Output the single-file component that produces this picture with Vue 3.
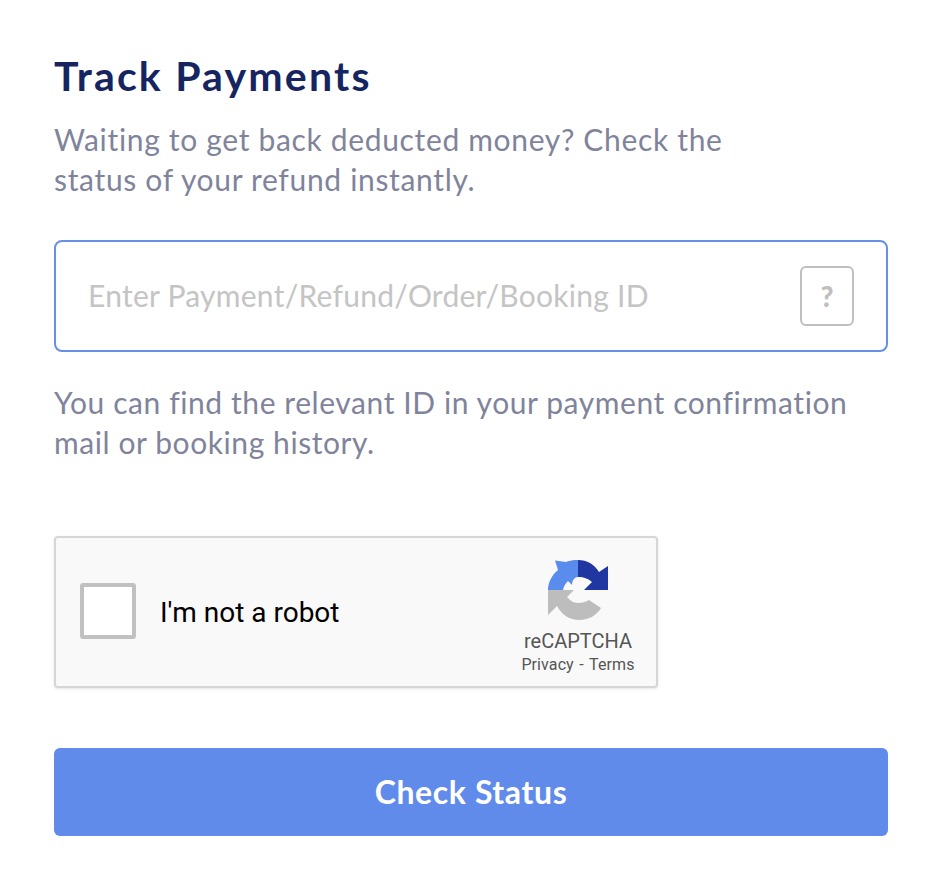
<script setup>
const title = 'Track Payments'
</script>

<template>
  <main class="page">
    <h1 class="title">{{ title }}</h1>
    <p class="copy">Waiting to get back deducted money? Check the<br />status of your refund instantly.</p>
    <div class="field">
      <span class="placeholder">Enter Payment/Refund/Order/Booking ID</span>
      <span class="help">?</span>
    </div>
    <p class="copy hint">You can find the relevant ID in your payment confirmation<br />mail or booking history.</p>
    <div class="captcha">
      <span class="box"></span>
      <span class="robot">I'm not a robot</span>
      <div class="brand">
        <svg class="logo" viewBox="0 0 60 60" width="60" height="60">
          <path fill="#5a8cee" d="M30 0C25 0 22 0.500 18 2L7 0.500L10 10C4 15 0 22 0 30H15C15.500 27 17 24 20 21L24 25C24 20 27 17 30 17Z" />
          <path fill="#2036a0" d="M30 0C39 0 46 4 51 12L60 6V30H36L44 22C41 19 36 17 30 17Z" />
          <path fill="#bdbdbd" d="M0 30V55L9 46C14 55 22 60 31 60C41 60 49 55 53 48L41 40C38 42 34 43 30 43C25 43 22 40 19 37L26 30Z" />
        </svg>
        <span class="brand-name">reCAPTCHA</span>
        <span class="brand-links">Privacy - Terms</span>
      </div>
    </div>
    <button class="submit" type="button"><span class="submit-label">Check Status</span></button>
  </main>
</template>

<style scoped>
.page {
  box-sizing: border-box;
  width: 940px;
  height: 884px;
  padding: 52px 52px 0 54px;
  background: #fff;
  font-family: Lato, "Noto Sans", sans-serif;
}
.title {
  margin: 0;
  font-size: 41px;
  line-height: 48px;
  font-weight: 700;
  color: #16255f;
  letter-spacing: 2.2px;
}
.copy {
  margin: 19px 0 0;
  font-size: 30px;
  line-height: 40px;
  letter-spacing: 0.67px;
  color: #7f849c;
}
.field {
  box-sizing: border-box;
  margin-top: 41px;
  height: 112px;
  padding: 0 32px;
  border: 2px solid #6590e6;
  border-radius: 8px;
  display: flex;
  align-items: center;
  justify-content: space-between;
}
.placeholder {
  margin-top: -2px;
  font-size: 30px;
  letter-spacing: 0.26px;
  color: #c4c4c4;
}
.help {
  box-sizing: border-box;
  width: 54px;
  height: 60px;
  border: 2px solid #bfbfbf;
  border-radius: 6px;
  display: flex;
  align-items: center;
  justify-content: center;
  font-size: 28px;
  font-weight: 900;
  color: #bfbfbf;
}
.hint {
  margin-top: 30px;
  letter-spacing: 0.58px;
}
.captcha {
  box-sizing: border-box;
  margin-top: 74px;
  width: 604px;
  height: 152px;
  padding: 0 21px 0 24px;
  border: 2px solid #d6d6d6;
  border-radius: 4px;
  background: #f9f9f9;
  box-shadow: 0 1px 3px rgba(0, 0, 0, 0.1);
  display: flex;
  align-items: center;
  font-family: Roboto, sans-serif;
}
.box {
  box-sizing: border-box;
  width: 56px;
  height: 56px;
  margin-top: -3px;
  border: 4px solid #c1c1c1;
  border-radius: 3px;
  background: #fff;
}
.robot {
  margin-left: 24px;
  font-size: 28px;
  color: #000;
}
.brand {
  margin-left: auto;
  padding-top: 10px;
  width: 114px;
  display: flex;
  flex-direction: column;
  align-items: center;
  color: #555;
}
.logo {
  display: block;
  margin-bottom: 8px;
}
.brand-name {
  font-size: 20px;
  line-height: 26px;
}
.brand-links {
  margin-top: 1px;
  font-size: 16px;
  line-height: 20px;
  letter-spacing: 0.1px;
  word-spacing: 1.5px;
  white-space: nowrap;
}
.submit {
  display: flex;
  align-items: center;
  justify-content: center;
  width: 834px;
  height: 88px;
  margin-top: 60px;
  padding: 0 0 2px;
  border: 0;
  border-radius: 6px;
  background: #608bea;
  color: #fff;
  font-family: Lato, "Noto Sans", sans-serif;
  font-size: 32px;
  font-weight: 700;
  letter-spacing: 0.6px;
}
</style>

++++++++++++++++++++

*Instructions for the task*: Reproduce the whole listing exactly, but not the images in it.

*Task result*:
Output the single-file component that produces this picture with Vue 3.
<script setup>
const title = 'Track Payments'
</script>

<template>
  <main class="page">
    <h1 class="title">{{ title }}</h1>
    <p class="copy">Waiting to get back deducted money? Check the<br />status of your refund instantly.</p>
    <div class="field">
      <span class="placeholder">Enter Payment/Refund/Order/Booking ID</span>
      <span class="help">?</span>
    </div>
    <p class="copy hint">You can find the relevant ID in your payment confirmation<br />mail or booking history.</p>
    <div class="captcha">
      <span class="box"></span>
      <span class="robot">I'm not a robot</span>
      <div class="brand">
        <svg class="logo" viewBox="0 0 60 60" width="60" height="60">
          <path fill="#5a8cee" d="M30 0C25 0 22 0.500 18 2L7 0.500L10 10C4 15 0 22 0 30H15C15.500 27 17 24 20 21L24 25C24 20 27 17 30 17Z" />
          <path fill="#2036a0" d="M30 0C39 0 46 4 51 12L60 6V30H36L44 22C41 19 36 17 30 17Z" />
          <path fill="#bdbdbd" d="M0 30V55L9 46C14 55 22 60 31 60C41 60 49 55 53 48L41 40C38 42 34 43 30 43C25 43 22 40 19 37L26 30Z" />
        </svg>
        <span class="brand-name">reCAPTCHA</span>
        <span class="brand-links">Privacy - Terms</span>
      </div>
    </div>
    <button class="submit" type="button"><span class="submit-label">Check Status</span></button>
  </main>
</template>

<style scoped>
.page {
  box-sizing: border-box;
  width: 940px;
  height: 884px;
  padding: 52px 52px 0 54px;
  background: #fff;
  font-family: Lato, "Noto Sans", sans-serif;
}
.title {
  margin: 0;
  font-size: 41px;
  line-height: 48px;
  font-weight: 700;
  color: #16255f;
  letter-spacing: 2.2px;
}
.copy {
  margin: 19px 0 0;
  font-size: 30px;
  line-height: 40px;
  letter-spacing: 0.67px;
  color: #7f849c;
}
.field {
  box-sizing: border-box;
  margin-top: 41px;
  height: 112px;
  padding: 0 32px;
  border: 2px solid #6590e6;
  border-radius: 8px;
  display: flex;
  align-items: center;
  justify-content: space-between;
}
.placeholder {
  margin-top: -2px;
  font-size: 30px;
  letter-spacing: 0.26px;
  color: #c4c4c4;
}
.help {
  box-sizing: border-box;
  width: 54px;
  height: 60px;
  border: 2px solid #bfbfbf;
  border-radius: 6px;
  display: flex;
  align-items: center;
  justify-content: center;
  font-size: 28px;
  font-weight: 900;
  color: #bfbfbf;
}
.hint {
  margin-top: 30px;
  letter-spacing: 0.58px;
}
.captcha {
  box-sizing: border-box;
  margin-top: 74px;
  width: 604px;
  height: 152px;
  padding: 0 21px 0 24px;
  border: 2px solid #d6d6d6;
  border-radius: 4px;
  background: #f9f9f9;
  box-shadow: 0 1px 3px rgba(0, 0, 0, 0.1);
  display: flex;
  align-items: center;
  font-family: Roboto, sans-serif;
}
.box {
  box-sizing: border-box;
  width: 56px;
  height: 56px;
  margin-top: -3px;
  border: 4px solid #c1c1c1;
  border-radius: 3px;
  background: #fff;
}
.robot {
  margin-left: 24px;
  font-size: 28px;
  color: #000;
}
.brand {
  margin-left: auto;
  padding-top: 10px;
  width: 114px;
  display: flex;
  flex-direction: column;
  align-items: center;
  color: #555;
}
.logo {
  display: block;
  margin-bottom: 8px;
}
.brand-name {
  font-size: 20px;
  line-height: 26px;
}
.brand-links {
  margin-top: 1px;
  font-size: 16px;
  line-height: 20px;
  letter-spacing: 0.1px;
  word-spacing: 1.5px;
  white-space: nowrap;
}
.submit {
  display: flex;
  align-items: center;
  justify-content: center;
  width: 834px;
  height: 88px;
  margin-top: 60px;
  padding: 0 0 2px;
  border: 0;
  border-radius: 6px;
  background: #608bea;
  color: #fff;
  font-family: Lato, "Noto Sans", sans-serif;
  font-size: 32px;
  font-weight: 700;
  letter-spacing: 0.6px;
}
</style>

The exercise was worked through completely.